Photo by Sixteen Miles Out on Unsplash

My previous entry was a rant, loaded with petty frustrations, complaints, and maybe fear, but nothing vastly disturbing. Because of laziness and the auspiciousness of the occasion, I didn’t bother to elaborate on the past complaints in the latest entry. It wasn’t even needed because the matters were resolved or I just found my way around them. So, I just wrote all things nice in the latest entry.

Like the journal entry, I optimistically made wishes for the new year concerning my favourite people, work, and resolutions. My all things nice.

I intentionally overlooked a particular section of roads which I might have to take sooner or later. I wished for the best, never-ending, and ordinary moments with people. I hoped for the continuous development of my work and resolutions, if not complete fulfilment. I wished for all the laughs and lights and smooth roads with overarching trees, but also, unwillingly, keeping in mind the impending darkness and watery eyes.

With days passing by, it soon dawned on me that the time for overlooking was perhaps over. A few nice things would either end or take a new turn this year. The time for seizing the moments was over, and now it was time to face the unavoidable changes.

And then followed the avalanche of thoughts, determinations, dialogues, and more thoughts. The thoughts about when the change would happen, the determination to make every ounce of life with the nice things count, the dialogues about endings and new turns, and more thoughts like, “This is so nice; why do things have to change?”

With thoughts also came painful realisations. The most important one was the knowledge about the extent of niceness of the things. The awareness of incessant chuckling, laughter, and giggling. The understanding of unconditional consoling, support, and encouragement. The awareness of affection, love, and light. But all in the past and the present. Not so sure if they’ll be there in the future or till what time in the future.

And then, with all the realisations, thoughts, and determinations came an urge to envelop the nice things in a hug, mostly to hide them from the world. Mainly to cover them in lemons and chillies to protect them from evil eyes. Not that I know if anyone’s evil eyes are staring at the nice things.

A hug to mostly let go of all sane intentions and actions and just keep them nearby. To gradually abandon all of my charms that also made the nice things nice. To slowly forget that maybe the nice things don’t want to be engulfed and restricted or talk about the endings and new turns. To completely forget that nothing can be done about the oncoming changes.

And then the urge translated into being and feelings into suffocating hugs and abandonment of charms. The lemons and chillies protected the nice things from others’ evil eyes, but they started to rot under my hug. The incessant and unconditional aspects of the nice things began to cease and pose conditions. My watery eyes looked longingly at the nice things and tried to reflect on what had gone wrong. Because the nice things didn’t seem that nice anymore, they seemed to wane in boredom and annoyance.

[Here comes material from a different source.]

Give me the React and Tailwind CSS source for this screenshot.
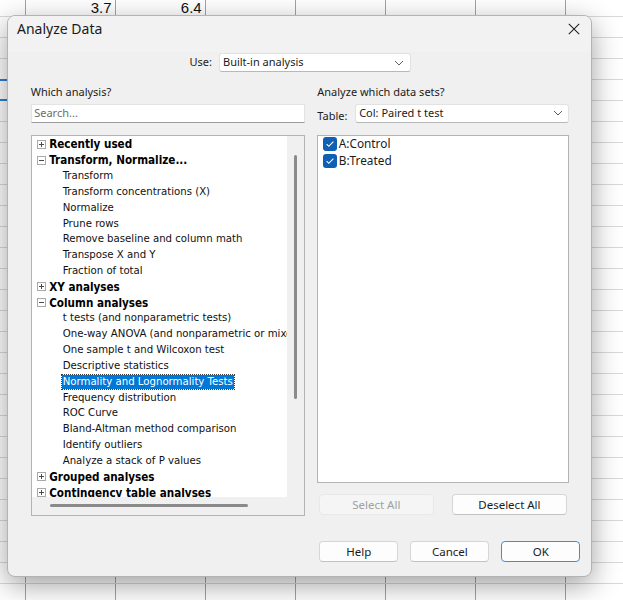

And then another realisation struck, the realisation of why things were nice. The realisation of the powers of absence and presence. Absence of forced dialogues, determinations, thoughts, and enveloping hugs. And the presence of laughter, respect, love, and only warm hugs. And a little realisation of my existence, all in the moment, grateful and charming towards the nice things.

And then, the urge to hug melted away and the laughs and lights reappeared into being.